**DATA BLOCK**
________________
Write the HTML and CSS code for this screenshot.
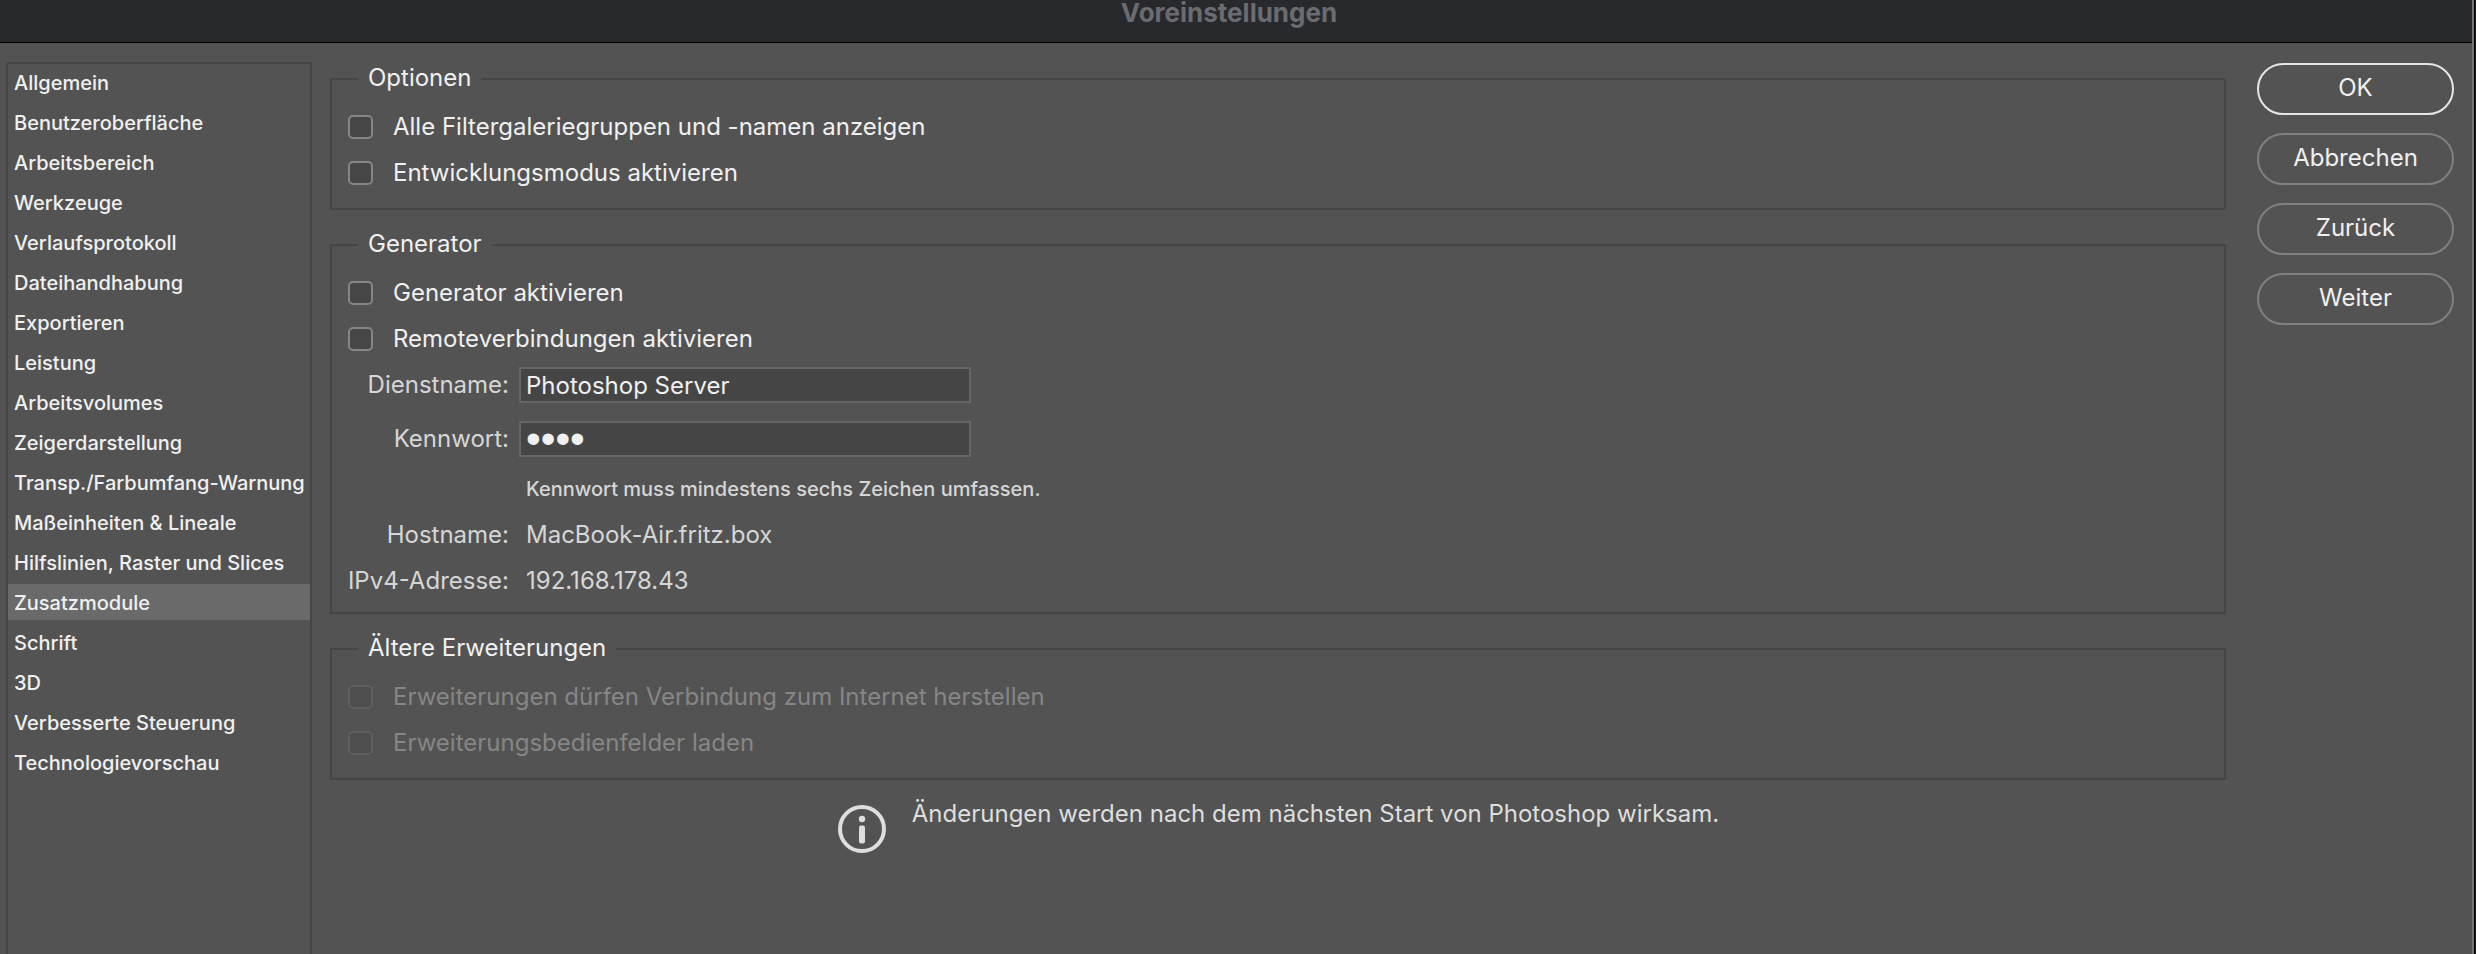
FILE: index.html
```html
<!DOCTYPE html>
<html lang="de">
<head>
  <meta charset="UTF-8">
  <meta name="viewport" content="width=device-width, initial-scale=1.0">
  <title>Voreinstellungen</title>
  <link rel="stylesheet" href="styles.css">
</head>
<body>
  <div class="window">
    <header class="titlebar">
      <h1>Voreinstellungen</h1>
    </header>
    <div class="content">
      <nav class="sidebar">
        <a href="#">Allgemein</a>
        <a href="#">Benutzeroberfläche</a>
        <a href="#">Arbeitsbereich</a>
        <a href="#">Werkzeuge</a>
        <a href="#">Verlaufsprotokoll</a>
        <a href="#">Dateihandhabung</a>
        <a href="#">Exportieren</a>
        <a href="#">Leistung</a>
        <a href="#">Arbeitsvolumes</a>
        <a href="#">Zeigerdarstellung</a>
        <a href="#">Transp./Farbumfang-Warnung</a>
        <a href="#">Maßeinheiten &amp; Lineale</a>
        <a href="#">Hilfslinien, Raster und Slices</a>
        <a href="#" class="active">Zusatzmodule</a>
        <a href="#">Schrift</a>
        <a href="#">3D</a>
        <a href="#">Verbesserte Steuerung</a>
        <a href="#">Technologievorschau</a>
      </nav>

      <main class="settings">
        <fieldset>
          <legend>Optionen</legend>
          <div class="checks">
            <label class="check"><input type="checkbox"> Alle Filtergaleriegruppen und -namen anzeigen</label>
            <label class="check"><input type="checkbox"> Entwicklungsmodus aktivieren</label>
          </div>
        </fieldset>

        <fieldset>
          <legend>Generator</legend>
          <label class="check"><input type="checkbox"> Generator aktivieren</label>
          <label class="check"><input type="checkbox"> Remoteverbindungen aktivieren</label>
          <div class="form-row">
            <label for="service">Dienstname:</label>
            <input type="text" id="service" value="Photoshop Server">
          </div>
          <div class="form-row password-row">
            <label for="password">Kennwort:</label>
            <input type="password" id="password" value="1234">
          </div>
          <div class="form-row">
            <span class="value hint">Kennwort muss mindestens sechs Zeichen umfassen.</span>
          </div>
          <div class="form-row">
            <span class="name">Hostname:</span>
            <span class="value">MacBook-Air.fritz.box</span>
          </div>
          <div class="form-row">
            <span class="name">IPv4-Adresse:</span>
            <span class="value">192.168.178.43</span>
          </div>
        </fieldset>

        <fieldset>
          <legend>Ältere Erweiterungen</legend>
          <div class="checks">
            <label class="check disabled"><input type="checkbox" disabled> Erweiterungen dürfen Verbindung zum Internet herstellen</label>
            <label class="check disabled"><input type="checkbox" disabled> Erweiterungsbedienfelder laden</label>
          </div>
        </fieldset>

        <div class="notice">
          <svg width="50" height="50" viewBox="0 0 50 50" aria-hidden="true">
            <circle cx="25" cy="25" r="22" fill="none" stroke="#dedede" stroke-width="4"/>
            <circle cx="25" cy="15" r="3.2" fill="#dedede"/>
            <rect x="22" y="21.5" width="6" height="18" rx="2" fill="#dedede"/>
          </svg>
          <p>Änderungen werden nach dem nächsten Start von Photoshop wirksam.</p>
        </div>
      </main>

      <div class="buttons">
        <button type="submit" class="primary">OK</button>
        <button type="button">Abbrechen</button>
        <button type="button">Zurück</button>
        <button type="button">Weiter</button>
      </div>
    </div>
  </div>
</body>
</html>
```
FILE: styles.css
```css
* {
  box-sizing: border-box;
}

body {
  margin: 0;
  background-color: #1c1c1e;
  color: #f0f0f0;
  font-family: Inter, "Liberation Sans", sans-serif;
  font-size: 24px;
  line-height: 28px;
}

.window {
  display: flex;
  flex-direction: column;
  min-height: 100vh;
  margin-right: 1px;
  border-right: 1px solid #000;
  background-color: #535353;
  box-shadow: inset -2px 0 #737373;
}

.titlebar {
  height: 43px;
  margin-right: 2px;
  background-color: #28292d;
  border-bottom: 1px solid #000;
}

h1 {
  margin: 0;
  padding-right: 14px;
  font-size: 26px;
  font-weight: 700;
  line-height: 26px;
  text-align: center;
  color: #6b6c70;
}

.content {
  flex: 1;
  display: flex;
  padding: 19px 20px 0 6px;
}

.sidebar {
  display: flex;
  flex-direction: column;
  gap: 4px;
  width: 306px;
  border: 2px solid #454545;
  border-bottom: none;
}

.sidebar a {
  padding: 2px 0 0 6px;
  color: #f0f0f0;
  font-size: 20px;
  font-weight: 500;
  line-height: 34px;
  text-decoration: none;
  white-space: nowrap;
}

.sidebar .active {
  background-color: #6a6a6a;
}

.settings {
  flex: 1;
  display: flex;
  flex-direction: column;
  gap: 21px;
  padding-top: 3px;
  margin: 0 31px 0 18px;
}

fieldset {
  margin: 0;
  padding: 11px 16px 8px;
  border: 2px solid #454545;
}

legend {
  margin-left: 10px;
  padding: 0 10px 2px;
  line-height: 26px;
}

.checks {
  padding-bottom: 4px;
}

.check {
  display: flex;
  align-items: center;
  gap: 20px;
  height: 46px;
}

.check input {
  appearance: none;
  width: 25px;
  height: 24px;
  margin: 0;
  border: 2px solid #868686;
  border-radius: 5px;
  background-color: #464646;
}

.disabled {
  color: #868686;
}

.disabled input {
  border-color: #5f5f5f;
  background-color: #4f4f4f;
}

.form-row {
  display: grid;
  grid-template-columns: 161px 452px;
  column-gap: 10px;
  align-items: center;
  height: 46px;
  color: #d6d6d6;
}

.form-row label, .name {
  justify-self: end;
  white-space: nowrap;
}

.form-row input {
  height: 36px;
  padding: 0 5px;
  border: 2px solid #666;
  background-color: #454545;
  color: #f0f0f0;
  font: inherit;
}

.password-row {
  margin: 8px 0 4px;
}

/* bigger dots */
.password-row input {
  font-family: "Liberation Sans", sans-serif;
  font-size: 42px;
}

.value {
  grid-column: 2;
  padding-left: 7px;
  white-space: nowrap;
}

.hint {
  font-size: 20px;
  font-weight: 500;
}

.notice {
  display: flex;
  justify-content: center;
  gap: 25px;
  margin-top: -1px;
  color: #dedede;
}

.notice svg {
  margin-top: 4px;
}

.notice p {
  margin: 0;
}

.buttons {
  display: flex;
  flex-direction: column;
  gap: 18px;
  width: 197px;
  padding-top: 1px;
}

button {
  height: 52px;
  padding: 0 0 2px;
  border: 2px solid #808080;
  border-radius: 26px;
  background: none;
  color: #f0f0f0;
  font: inherit;
}

.primary {
  border-color: #e6e6e6;
}
```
________________
**TASK INSTRUCTIONS**
Each line of the material must be retyped exactly, except that images are omitted.

**WRITTEN ANSWER**
Write the HTML and CSS code for this screenshot.
FILE: index.html
```html
<!DOCTYPE html>
<html lang="de">
<head>
  <meta charset="UTF-8">
  <meta name="viewport" content="width=device-width, initial-scale=1.0">
  <title>Voreinstellungen</title>
  <link rel="stylesheet" href="styles.css">
</head>
<body>
  <div class="window">
    <header class="titlebar">
      <h1>Voreinstellungen</h1>
    </header>
    <div class="content">
      <nav class="sidebar">
        <a href="#">Allgemein</a>
        <a href="#">Benutzeroberfläche</a>
        <a href="#">Arbeitsbereich</a>
        <a href="#">Werkzeuge</a>
        <a href="#">Verlaufsprotokoll</a>
        <a href="#">Dateihandhabung</a>
        <a href="#">Exportieren</a>
        <a href="#">Leistung</a>
        <a href="#">Arbeitsvolumes</a>
        <a href="#">Zeigerdarstellung</a>
        <a href="#">Transp./Farbumfang-Warnung</a>
        <a href="#">Maßeinheiten &amp; Lineale</a>
        <a href="#">Hilfslinien, Raster und Slices</a>
        <a href="#" class="active">Zusatzmodule</a>
        <a href="#">Schrift</a>
        <a href="#">3D</a>
        <a href="#">Verbesserte Steuerung</a>
        <a href="#">Technologievorschau</a>
      </nav>

      <main class="settings">
        <fieldset>
          <legend>Optionen</legend>
          <div class="checks">
            <label class="check"><input type="checkbox"> Alle Filtergaleriegruppen und -namen anzeigen</label>
            <label class="check"><input type="checkbox"> Entwicklungsmodus aktivieren</label>
          </div>
        </fieldset>

        <fieldset>
          <legend>Generator</legend>
          <label class="check"><input type="checkbox"> Generator aktivieren</label>
          <label class="check"><input type="checkbox"> Remoteverbindungen aktivieren</label>
          <div class="form-row">
            <label for="service">Dienstname:</label>
            <input type="text" id="service" value="Photoshop Server">
          </div>
          <div class="form-row password-row">
            <label for="password">Kennwort:</label>
            <input type="password" id="password" value="1234">
          </div>
          <div class="form-row">
            <span class="value hint">Kennwort muss mindestens sechs Zeichen umfassen.</span>
          </div>
          <div class="form-row">
            <span class="name">Hostname:</span>
            <span class="value">MacBook-Air.fritz.box</span>
          </div>
          <div class="form-row">
            <span class="name">IPv4-Adresse:</span>
            <span class="value">192.168.178.43</span>
          </div>
        </fieldset>

        <fieldset>
          <legend>Ältere Erweiterungen</legend>
          <div class="checks">
            <label class="check disabled"><input type="checkbox" disabled> Erweiterungen dürfen Verbindung zum Internet herstellen</label>
            <label class="check disabled"><input type="checkbox" disabled> Erweiterungsbedienfelder laden</label>
          </div>
        </fieldset>

        <div class="notice">
          <svg width="50" height="50" viewBox="0 0 50 50" aria-hidden="true">
            <circle cx="25" cy="25" r="22" fill="none" stroke="#dedede" stroke-width="4"/>
            <circle cx="25" cy="15" r="3.2" fill="#dedede"/>
            <rect x="22" y="21.5" width="6" height="18" rx="2" fill="#dedede"/>
          </svg>
          <p>Änderungen werden nach dem nächsten Start von Photoshop wirksam.</p>
        </div>
      </main>

      <div class="buttons">
        <button type="submit" class="primary">OK</button>
        <button type="button">Abbrechen</button>
        <button type="button">Zurück</button>
        <button type="button">Weiter</button>
      </div>
    </div>
  </div>
</body>
</html>
```
FILE: styles.css
```css
* {
  box-sizing: border-box;
}

body {
  margin: 0;
  background-color: #1c1c1e;
  color: #f0f0f0;
  font-family: Inter, "Liberation Sans", sans-serif;
  font-size: 24px;
  line-height: 28px;
}

.window {
  display: flex;
  flex-direction: column;
  min-height: 100vh;
  margin-right: 1px;
  border-right: 1px solid #000;
  background-color: #535353;
  box-shadow: inset -2px 0 #737373;
}

.titlebar {
  height: 43px;
  margin-right: 2px;
  background-color: #28292d;
  border-bottom: 1px solid #000;
}

h1 {
  margin: 0;
  padding-right: 14px;
  font-size: 26px;
  font-weight: 700;
  line-height: 26px;
  text-align: center;
  color: #6b6c70;
}

.content {
  flex: 1;
  display: flex;
  padding: 19px 20px 0 6px;
}

.sidebar {
  display: flex;
  flex-direction: column;
  gap: 4px;
  width: 306px;
  border: 2px solid #454545;
  border-bottom: none;
}

.sidebar a {
  padding: 2px 0 0 6px;
  color: #f0f0f0;
  font-size: 20px;
  font-weight: 500;
  line-height: 34px;
  text-decoration: none;
  white-space: nowrap;
}

.sidebar .active {
  background-color: #6a6a6a;
}

.settings {
  flex: 1;
  display: flex;
  flex-direction: column;
  gap: 21px;
  padding-top: 3px;
  margin: 0 31px 0 18px;
}

fieldset {
  margin: 0;
  padding: 11px 16px 8px;
  border: 2px solid #454545;
}

legend {
  margin-left: 10px;
  padding: 0 10px 2px;
  line-height: 26px;
}

.checks {
  padding-bottom: 4px;
}

.check {
  display: flex;
  align-items: center;
  gap: 20px;
  height: 46px;
}

.check input {
  appearance: none;
  width: 25px;
  height: 24px;
  margin: 0;
  border: 2px solid #868686;
  border-radius: 5px;
  background-color: #464646;
}

.disabled {
  color: #868686;
}

.disabled input {
  border-color: #5f5f5f;
  background-color: #4f4f4f;
}

.form-row {
  display: grid;
  grid-template-columns: 161px 452px;
  column-gap: 10px;
  align-items: center;
  height: 46px;
  color: #d6d6d6;
}

.form-row label, .name {
  justify-self: end;
  white-space: nowrap;
}

.form-row input {
  height: 36px;
  padding: 0 5px;
  border: 2px solid #666;
  background-color: #454545;
  color: #f0f0f0;
  font: inherit;
}

.password-row {
  margin: 8px 0 4px;
}

/* bigger dots */
.password-row input {
  font-family: "Liberation Sans", sans-serif;
  font-size: 42px;
}

.value {
  grid-column: 2;
  padding-left: 7px;
  white-space: nowrap;
}

.hint {
  font-size: 20px;
  font-weight: 500;
}

.notice {
  display: flex;
  justify-content: center;
  gap: 25px;
  margin-top: -1px;
  color: #dedede;
}

.notice svg {
  margin-top: 4px;
}

.notice p {
  margin: 0;
}

.buttons {
  display: flex;
  flex-direction: column;
  gap: 18px;
  width: 197px;
  padding-top: 1px;
}

button {
  height: 52px;
  padding: 0 0 2px;
  border: 2px solid #808080;
  border-radius: 26px;
  background: none;
  color: #f0f0f0;
  font: inherit;
}

.primary {
  border-color: #e6e6e6;
}
```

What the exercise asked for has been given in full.